▶ _Task objective_
Will you output the lines between the ones holding "Rebuild this screenshot as a component, using" and "fontFamily: 'Roboto, sans-serif'", inclusive, exactly as they stand, and only those lines, with the pictures left out?

▶ _Exercise data_
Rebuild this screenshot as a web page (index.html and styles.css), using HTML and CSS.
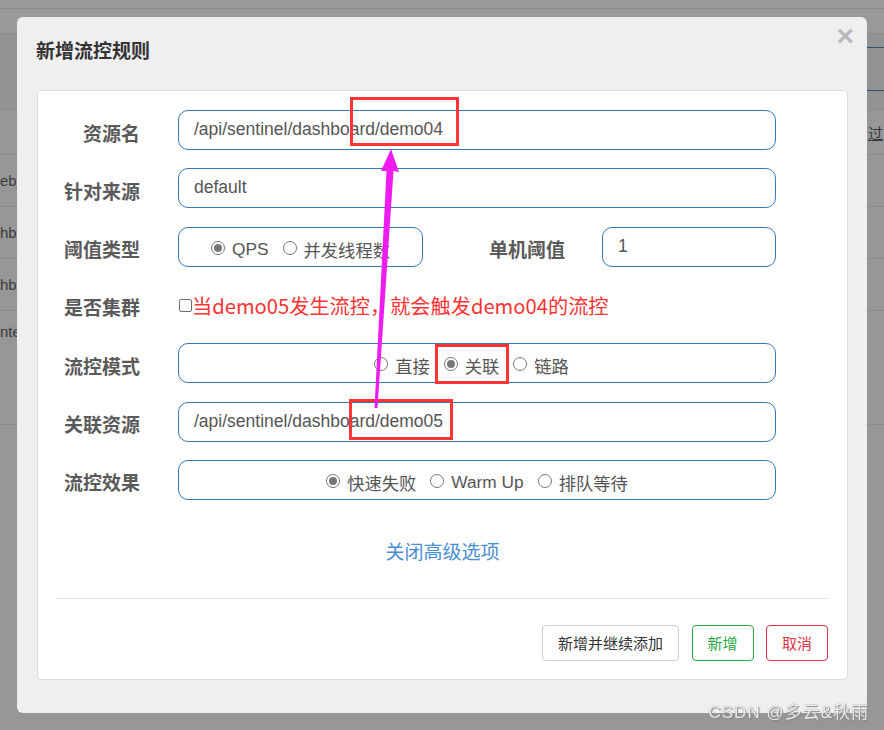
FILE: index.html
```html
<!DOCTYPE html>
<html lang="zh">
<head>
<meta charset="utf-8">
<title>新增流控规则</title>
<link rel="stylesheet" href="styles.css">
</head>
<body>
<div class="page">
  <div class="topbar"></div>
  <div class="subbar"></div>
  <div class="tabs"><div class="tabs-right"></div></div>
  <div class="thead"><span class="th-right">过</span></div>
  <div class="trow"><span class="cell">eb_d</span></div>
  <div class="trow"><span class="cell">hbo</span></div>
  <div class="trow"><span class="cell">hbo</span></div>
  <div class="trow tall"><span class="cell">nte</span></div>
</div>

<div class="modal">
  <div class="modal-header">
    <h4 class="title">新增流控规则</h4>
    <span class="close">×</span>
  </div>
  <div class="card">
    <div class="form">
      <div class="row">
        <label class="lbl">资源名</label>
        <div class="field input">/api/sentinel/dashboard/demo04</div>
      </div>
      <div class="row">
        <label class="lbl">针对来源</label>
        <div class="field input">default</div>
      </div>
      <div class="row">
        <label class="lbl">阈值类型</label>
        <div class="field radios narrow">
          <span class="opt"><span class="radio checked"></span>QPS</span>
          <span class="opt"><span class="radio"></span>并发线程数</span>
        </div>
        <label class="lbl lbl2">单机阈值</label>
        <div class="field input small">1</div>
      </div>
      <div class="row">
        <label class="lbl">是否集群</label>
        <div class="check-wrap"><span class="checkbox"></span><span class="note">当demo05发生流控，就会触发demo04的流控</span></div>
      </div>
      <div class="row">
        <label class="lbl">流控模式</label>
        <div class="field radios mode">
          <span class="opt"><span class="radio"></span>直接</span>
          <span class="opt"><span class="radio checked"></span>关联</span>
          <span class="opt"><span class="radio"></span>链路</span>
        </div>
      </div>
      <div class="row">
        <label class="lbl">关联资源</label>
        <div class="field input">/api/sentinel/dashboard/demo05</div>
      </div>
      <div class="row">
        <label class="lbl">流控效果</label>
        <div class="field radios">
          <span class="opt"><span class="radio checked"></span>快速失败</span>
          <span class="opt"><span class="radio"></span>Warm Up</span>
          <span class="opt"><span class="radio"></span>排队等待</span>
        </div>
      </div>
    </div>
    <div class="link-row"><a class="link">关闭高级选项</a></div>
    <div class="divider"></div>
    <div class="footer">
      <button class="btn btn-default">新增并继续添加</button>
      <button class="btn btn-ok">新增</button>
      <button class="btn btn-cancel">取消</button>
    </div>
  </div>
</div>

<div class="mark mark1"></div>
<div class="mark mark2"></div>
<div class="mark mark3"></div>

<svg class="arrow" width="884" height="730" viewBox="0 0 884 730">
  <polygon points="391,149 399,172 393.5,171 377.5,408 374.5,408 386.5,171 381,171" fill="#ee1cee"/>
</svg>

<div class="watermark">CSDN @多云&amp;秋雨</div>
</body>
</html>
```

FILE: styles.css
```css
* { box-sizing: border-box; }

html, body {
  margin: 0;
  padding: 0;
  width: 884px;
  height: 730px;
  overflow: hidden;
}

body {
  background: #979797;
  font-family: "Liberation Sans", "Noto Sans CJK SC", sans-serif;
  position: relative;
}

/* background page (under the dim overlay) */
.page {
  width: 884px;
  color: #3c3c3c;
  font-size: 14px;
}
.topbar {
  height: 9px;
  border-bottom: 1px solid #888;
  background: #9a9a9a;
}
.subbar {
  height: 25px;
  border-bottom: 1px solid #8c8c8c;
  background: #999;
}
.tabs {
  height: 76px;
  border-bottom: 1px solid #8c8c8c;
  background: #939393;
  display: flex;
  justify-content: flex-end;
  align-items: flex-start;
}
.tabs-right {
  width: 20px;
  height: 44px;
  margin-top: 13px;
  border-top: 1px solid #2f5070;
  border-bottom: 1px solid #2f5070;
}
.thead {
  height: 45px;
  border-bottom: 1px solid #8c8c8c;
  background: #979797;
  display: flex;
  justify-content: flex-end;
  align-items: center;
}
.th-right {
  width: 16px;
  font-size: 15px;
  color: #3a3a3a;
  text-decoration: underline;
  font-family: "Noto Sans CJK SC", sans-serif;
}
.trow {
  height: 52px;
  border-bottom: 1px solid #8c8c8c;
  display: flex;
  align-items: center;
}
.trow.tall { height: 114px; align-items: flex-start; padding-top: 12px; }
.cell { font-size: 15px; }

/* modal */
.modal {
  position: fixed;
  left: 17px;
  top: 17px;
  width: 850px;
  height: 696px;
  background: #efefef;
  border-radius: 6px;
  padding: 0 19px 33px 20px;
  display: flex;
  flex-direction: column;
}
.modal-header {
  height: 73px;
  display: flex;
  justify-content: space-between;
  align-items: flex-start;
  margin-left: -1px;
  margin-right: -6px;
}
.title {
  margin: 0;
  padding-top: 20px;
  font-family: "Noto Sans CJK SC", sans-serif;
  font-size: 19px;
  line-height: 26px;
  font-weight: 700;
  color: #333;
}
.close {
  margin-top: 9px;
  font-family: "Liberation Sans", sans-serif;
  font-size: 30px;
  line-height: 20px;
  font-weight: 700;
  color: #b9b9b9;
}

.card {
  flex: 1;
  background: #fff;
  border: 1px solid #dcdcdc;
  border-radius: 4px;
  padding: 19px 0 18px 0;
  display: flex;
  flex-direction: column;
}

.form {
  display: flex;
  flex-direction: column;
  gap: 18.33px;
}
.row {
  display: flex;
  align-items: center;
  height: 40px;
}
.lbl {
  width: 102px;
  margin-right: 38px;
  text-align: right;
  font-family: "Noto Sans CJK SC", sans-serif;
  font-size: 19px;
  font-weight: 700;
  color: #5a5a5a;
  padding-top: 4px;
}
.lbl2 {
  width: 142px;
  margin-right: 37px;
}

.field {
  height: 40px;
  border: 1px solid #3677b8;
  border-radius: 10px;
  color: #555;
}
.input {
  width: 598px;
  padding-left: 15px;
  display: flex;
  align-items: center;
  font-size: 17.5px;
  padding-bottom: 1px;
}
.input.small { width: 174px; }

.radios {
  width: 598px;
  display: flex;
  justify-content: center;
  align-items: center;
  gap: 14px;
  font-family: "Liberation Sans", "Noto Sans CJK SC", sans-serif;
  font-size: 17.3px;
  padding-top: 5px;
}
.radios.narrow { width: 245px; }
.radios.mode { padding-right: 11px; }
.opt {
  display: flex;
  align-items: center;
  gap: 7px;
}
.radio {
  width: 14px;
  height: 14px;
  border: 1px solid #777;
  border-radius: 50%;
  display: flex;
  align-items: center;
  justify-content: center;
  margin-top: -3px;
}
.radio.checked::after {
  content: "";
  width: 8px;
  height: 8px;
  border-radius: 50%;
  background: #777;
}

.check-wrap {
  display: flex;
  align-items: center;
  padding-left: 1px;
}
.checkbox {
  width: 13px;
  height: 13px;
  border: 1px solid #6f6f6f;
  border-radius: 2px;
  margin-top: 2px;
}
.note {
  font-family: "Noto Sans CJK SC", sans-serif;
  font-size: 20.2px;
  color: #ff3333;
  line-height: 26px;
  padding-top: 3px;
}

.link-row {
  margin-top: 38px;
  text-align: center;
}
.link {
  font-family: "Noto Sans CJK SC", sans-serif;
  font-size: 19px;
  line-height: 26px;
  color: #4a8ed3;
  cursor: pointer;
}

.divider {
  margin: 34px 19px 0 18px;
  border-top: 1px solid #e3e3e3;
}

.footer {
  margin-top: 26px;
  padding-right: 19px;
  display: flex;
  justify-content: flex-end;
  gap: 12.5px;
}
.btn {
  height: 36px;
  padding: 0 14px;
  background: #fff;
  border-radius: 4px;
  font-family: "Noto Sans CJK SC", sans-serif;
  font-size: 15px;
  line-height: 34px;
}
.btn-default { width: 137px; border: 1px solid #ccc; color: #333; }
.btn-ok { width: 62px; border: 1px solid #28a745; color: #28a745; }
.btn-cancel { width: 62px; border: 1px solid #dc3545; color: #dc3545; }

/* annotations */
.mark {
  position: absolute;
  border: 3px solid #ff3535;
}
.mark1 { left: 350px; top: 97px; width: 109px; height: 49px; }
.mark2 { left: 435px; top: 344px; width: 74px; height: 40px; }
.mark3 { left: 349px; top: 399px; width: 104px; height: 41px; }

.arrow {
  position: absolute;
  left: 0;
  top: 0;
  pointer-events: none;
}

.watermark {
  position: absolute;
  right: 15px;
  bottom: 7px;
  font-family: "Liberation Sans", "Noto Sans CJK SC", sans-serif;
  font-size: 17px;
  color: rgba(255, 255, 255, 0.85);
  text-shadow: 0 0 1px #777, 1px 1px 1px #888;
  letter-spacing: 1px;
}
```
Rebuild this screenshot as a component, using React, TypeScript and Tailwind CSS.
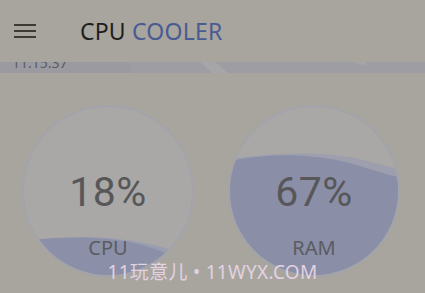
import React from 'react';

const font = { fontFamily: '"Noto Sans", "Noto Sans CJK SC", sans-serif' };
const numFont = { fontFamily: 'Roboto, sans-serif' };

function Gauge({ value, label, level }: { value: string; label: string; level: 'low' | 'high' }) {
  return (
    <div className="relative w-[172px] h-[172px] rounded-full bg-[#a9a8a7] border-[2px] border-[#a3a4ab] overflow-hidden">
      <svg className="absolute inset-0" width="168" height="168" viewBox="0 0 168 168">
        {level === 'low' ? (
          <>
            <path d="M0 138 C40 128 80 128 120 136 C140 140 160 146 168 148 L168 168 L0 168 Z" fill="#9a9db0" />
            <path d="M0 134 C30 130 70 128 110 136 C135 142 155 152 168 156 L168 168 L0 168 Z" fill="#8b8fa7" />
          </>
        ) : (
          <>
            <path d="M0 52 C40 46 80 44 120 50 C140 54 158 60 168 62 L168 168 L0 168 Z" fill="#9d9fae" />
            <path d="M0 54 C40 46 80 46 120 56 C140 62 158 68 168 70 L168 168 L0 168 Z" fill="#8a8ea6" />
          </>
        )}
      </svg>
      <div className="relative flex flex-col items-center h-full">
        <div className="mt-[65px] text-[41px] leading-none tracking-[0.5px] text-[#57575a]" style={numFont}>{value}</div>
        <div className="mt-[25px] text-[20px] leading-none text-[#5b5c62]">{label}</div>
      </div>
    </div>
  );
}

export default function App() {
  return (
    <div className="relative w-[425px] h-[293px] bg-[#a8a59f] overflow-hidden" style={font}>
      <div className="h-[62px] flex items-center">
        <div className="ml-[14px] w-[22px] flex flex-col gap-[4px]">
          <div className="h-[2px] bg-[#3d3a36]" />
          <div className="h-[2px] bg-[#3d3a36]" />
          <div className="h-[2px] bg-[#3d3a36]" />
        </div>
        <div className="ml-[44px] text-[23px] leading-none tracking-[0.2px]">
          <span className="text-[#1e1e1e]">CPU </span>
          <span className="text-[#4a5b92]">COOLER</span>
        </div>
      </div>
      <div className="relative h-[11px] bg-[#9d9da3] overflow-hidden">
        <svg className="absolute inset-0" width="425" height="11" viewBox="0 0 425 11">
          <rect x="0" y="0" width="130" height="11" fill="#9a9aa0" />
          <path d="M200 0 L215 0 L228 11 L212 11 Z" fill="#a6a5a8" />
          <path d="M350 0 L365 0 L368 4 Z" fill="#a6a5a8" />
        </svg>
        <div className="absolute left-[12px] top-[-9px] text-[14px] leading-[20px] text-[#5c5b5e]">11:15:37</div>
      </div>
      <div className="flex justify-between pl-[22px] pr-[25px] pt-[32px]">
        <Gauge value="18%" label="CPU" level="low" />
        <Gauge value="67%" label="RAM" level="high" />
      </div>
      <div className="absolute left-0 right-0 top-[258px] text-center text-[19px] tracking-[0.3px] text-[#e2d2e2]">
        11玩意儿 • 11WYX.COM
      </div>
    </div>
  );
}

▶ _Response to the exercise_
Rebuild this screenshot as a component, using React, TypeScript and Tailwind CSS.
import React from 'react';

const font = { fontFamily: '"Noto Sans", "Noto Sans CJK SC", sans-serif' };
const numFont = { fontFamily: 'Roboto, sans-serif' };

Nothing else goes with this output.